Abby Matthews, Staff Writer

There really is nothing better than cracking open a good book and sitting down to relax. A good book can take your mind off of all the stress of the real world and stick you in an imaginary, intriguing world. As an avid reader, I am well-versed in the world of books. This school year alone, I have read over 45 books, so I would like to share my top picks of books that I have read just this school year, as well as the honorable mentions. 

  1. “They Wish They Were Us”: This book is a murder mystery set in a prep school in Long Island. I personally like the “love-story-and-death” genre and this book falls perfectly in that sub-category. The main character, Jill, goes through a massive mindset change after seeing her friend group, “the players,” as what they truly are. This book was genuinely so relatable as a high school student because groups like “the players” basically rule every high school. I love the mystery of murder in a good book, and “They Wish They Were Us” painted the suspense, the drama and the despair perfectly. The main characters carry the heavy burden of losing someone close to them, and it creates a deep and meaningful picture of what grief can look like and how it affects the people around them. As someone who has not lost anyone close to them, the mental image and emotions that the characters experiences evoke as a reader is intense. The imagery is so vivid that every word on the page, I can easily imagine and create in my head which makes the reading so much better. The evident shift in the main characters’ mindset really made me have a lot more interest in the book as well. Jill goes from being a popular girl in the most popular group in the school, to being alone and fighting for what she believes is right. With many twists and turns throughout the entire book, it kept me on the edge of my seat and dying to read more. 
  2. “One of Us is Next”: This is the amazing sequel to “One of Us is Lying” and “Two Can Keep a Secret.” An anonymous person starts sending “Truth or Dare” messages to the students of Bayview High. The constant attacks from the anonymous texter proves that nobody is safe. The texter shows that an innocent kids’ game can become deadly and life altering. Truths ruin people’s lives and dares lead to death. As the younger siblings of the characters in “One of Us is Lying” have to navigate their own murder and scandal throughout the school, they disover some hard truths. With the randomness of the anonymous texter, you never know when or what will happen. There is newfound love throughout the book mixed with heartbreak. The romance aspect of the book makes it so much better. There are plenty of secrets and surprises that kept me captivated throughout the whole book and brings a satisfying almost fairy tale ending. The constant shifts in the perspectives of the main characters creates a different feel for the characters.
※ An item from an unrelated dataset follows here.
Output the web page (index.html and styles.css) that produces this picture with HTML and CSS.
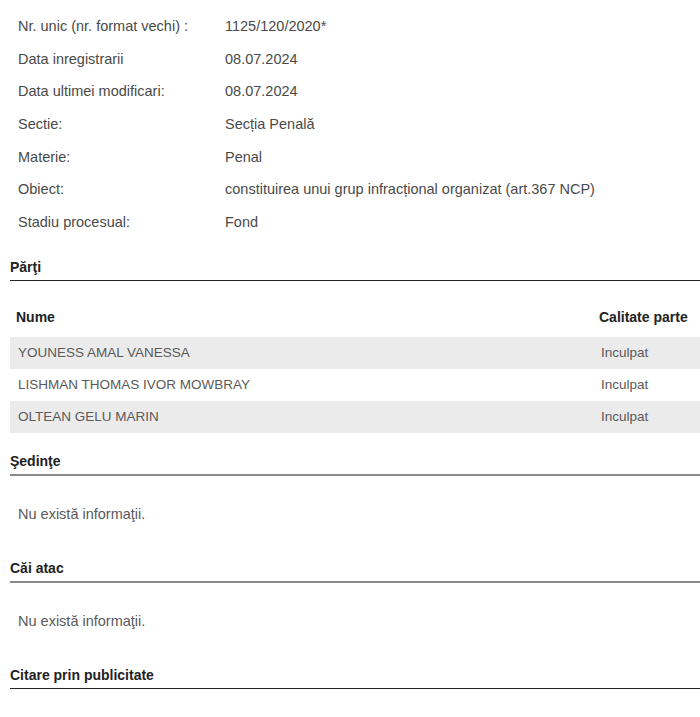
FILE: index.html
```html
<!DOCTYPE html>
<html lang="ro">
<head>
<meta charset="UTF-8">
<meta name="viewport" content="width=device-width, initial-scale=1.0">
<title>Dosar 1125/120/2020*</title>
<link rel="stylesheet" href="styles.css">
</head>
<body>
    <div class="page">
        <!-- detalii dosar -->
        <div class="details">
            <div class="label">Nr. unic (nr. format vechi) :</div>
            <div class="value">1125/120/2020*</div>
            <div class="label">Data inregistrarii</div>
            <div class="value">08.07.2024</div>
            <div class="label">Data ultimei modificari:</div>
            <div class="value">08.07.2024</div>
            <div class="label">Sectie:</div>
            <div class="value">Secția Penală</div>
            <div class="label">Materie:</div>
            <div class="value">Penal</div>
            <div class="label">Obiect:</div>
            <div class="value">constituirea unui grup infracțional organizat (art.367 NCP)</div>
            <div class="label">Stadiu procesual:</div>
            <div class="value">Fond</div>
        </div>

        <!-- parti -->
        <h2 class="section-title">Părţi</h2>
        <div class="parties">
            <div class="parties-row parties-head">
                <div>Nume</div>
                <div>Calitate parte</div>
            </div>
            <div class="parties-row odd">
                <div>YOUNESS AMAL VANESSA</div>
                <div>Inculpat</div>
            </div>
            <div class="parties-row">
                <div>LISHMAN THOMAS IVOR MOWBRAY</div>
                <div>Inculpat</div>
            </div>
            <div class="parties-row odd">
                <div>OLTEAN GELU MARIN</div>
                <div>Inculpat</div>
            </div>
        </div>

        <!-- sedinte -->
        <h2 class="section-title light">Şedinţe</h2>
        <p class="empty">Nu există informaţii.</p>

        <!-- cai atac -->
        <h2 class="section-title light">Căi atac</h2>
        <p class="empty">Nu există informaţii.</p>

        <!-- citare -->
        <h2 class="section-title">Citare prin publicitate</h2>
    </div>
</body>
</html>
```

FILE: styles.css
```css
body, html {
    margin: 0;
    background: white;
    color: #4a4a4a;
    font-family: "Liberation Sans", Arial, sans-serif;
    font-size: 14.5px;
}
.page {
    padding: 10px 0 0 10px;
}
.details {
    display: grid;
    grid-template-columns: 215px 1fr;
    line-height: 32.67px;
}
.details .label {
    padding-left: 8px;
}
.section-title {
    margin: 20px 0 0 0;
    padding-bottom: 4px;
    font-size: 14px;
    line-height: 17px;
    font-weight: bold;
    color: #222;
    border-bottom: 1px solid #222;
}
.section-title.light {
    border-bottom: 2px solid #8a8a8a;
}
.parties {
    margin: 20px 0 2px 0;
}
.parties-row {
    display: grid;
    grid-template-columns: 583px 1fr;
    height: 32px;
    align-items: center;
    font-size: 13.5px;
    color: #5a5a5a;
}
.parties-row > div {
    padding-left: 8px;
}
.parties-row.odd {
    background-color: #ebebeb;
}
.parties-head {
    height: 36px;
    align-items: start;
    font-size: 14px;
    font-weight: bold;
    color: #222;
}
.parties-head > div {
    padding-top: 8px;
    padding-left: 6px;
    line-height: 17px;
}
.empty {
    margin: 0 0 20px 0;
    padding: 28px 8px 16px 8px;
    line-height: 20px;
    color: #5a5a5a;
}
```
You are able to better connect and understand the unique struggles of each character.  
  3. “Girls With Sharp Sticks”: The best word that I can use to describe this book is empowering. Author Suzanne Young does not shy away from describing the conditions of girls in an unjust, manipulative society that is an ode to the real world we live in. We follow a girl named Mena through a school called Innovations Academy that aims to teach girls to be the “best kind of girls.” It is very apparent that “the best kind of girls” are silent, obedient and very beautiful. The girls in the Academy have to go through etiquette lessons and ridiculously malnourishing diets, with a lot of unwarranted comments about their appearances. The girls start to become aware of the abuse that they are enduring and fight back. The obvious fight in the book regarding gender stereotypes calls out the current climate of our world and encourages girls to fight back. I love the messages that are presented throughout the book like fighting for equality and doing what you want rather than what others expect of you. Additionally, there were so many surprising turns towards the end and middle of the book that made me read the last 100 pages in less than a day. Overall, it is a great book, not only because it is written well with important messages, but also because of the great character development and storytelling. 
  4. “Monday’s Not Coming”: There are so many circulating ideas throughout this book that caused me to really take a step back and think about the world around me. The author based this book on two real-life missing kids whose cases, like in the book, were never investigated. This seemingly little detail created a more vivid and real feeling while I read the book and made everything feel more intense. The author really hits hard on the issues of poverty, race and the corrupt systems that plague America while adding in hints of the truth. There was a strong, ongoing theme of the main character describing people in color that I really enjoyed. The imagery that describes people as red or forest green made the characters much more lively and relatable. By the end of the book, I felt like I was the main character, Claudia’s, friend because I knew her and her story so well. The plot of this read is very intense and calls out some of the frameworks of society that I would not have understood prior to reading this book. I thoroughly enjoyed being able to step into the life of Claudia and her best friend Monday, the girl who goes missing, and see what mourning and trying to speak to people who won’t listen was like. The constant shifting from present to past lets you get a better look of who Monday was even though you never meet her in the present, and it also enables you to be able to see the maturity and character growth of Claudia throughout the years.
  5. “The Selection Series”: I am not usually one for a romantic, dystopian genre but these books were glued to my hands and finished within a week…I wish I was joking. It launches you into what the future might look like with castes and a royal family ruling over everyone which is a very interesting thing to think about. I love how descriptive every single book is and the constant decisions and bumps that the characters hit. There is romance with multiple suitors that secretly try to win the heart of America, who is the main character. Following America’s journey throughout the selection is truly laid out perfectly and thoughtfully. You can see how America changes and stays the same from a low caste to being at the highest possible caste. It is an interesting mix of action, adventure, romance and emotion that stirs into a heart felt book. There are so many unexpected twists that make you not want to put down any of the books, and even though there are five books in the whole series, not a single one is bad or dry. I genuinely felt like I was there watching everything play out because the author was so wonderfully descriptive. I felt attached to the characters and wanted to keep reading to follow them and their journeys. It was a wonderfully written book with a captivating plot and loveable characters and I have recommended lots of my friends to read it.

Honorable mentions: “One of Us is Lying”, “Will Grayson, Will Grayson”, “Good Girl, Bad Blood”, “The Color of Lies”, “Milk and Honey”, “Suicide Notes”, “Dear Evan Hansen”, “That’s Not What Happened”, “A Good Girl’s Guide to Murder”, the “Matched” series, “The Calculus of Change”, “ Two Can Keep a Secret” and “The Cheerleaders.”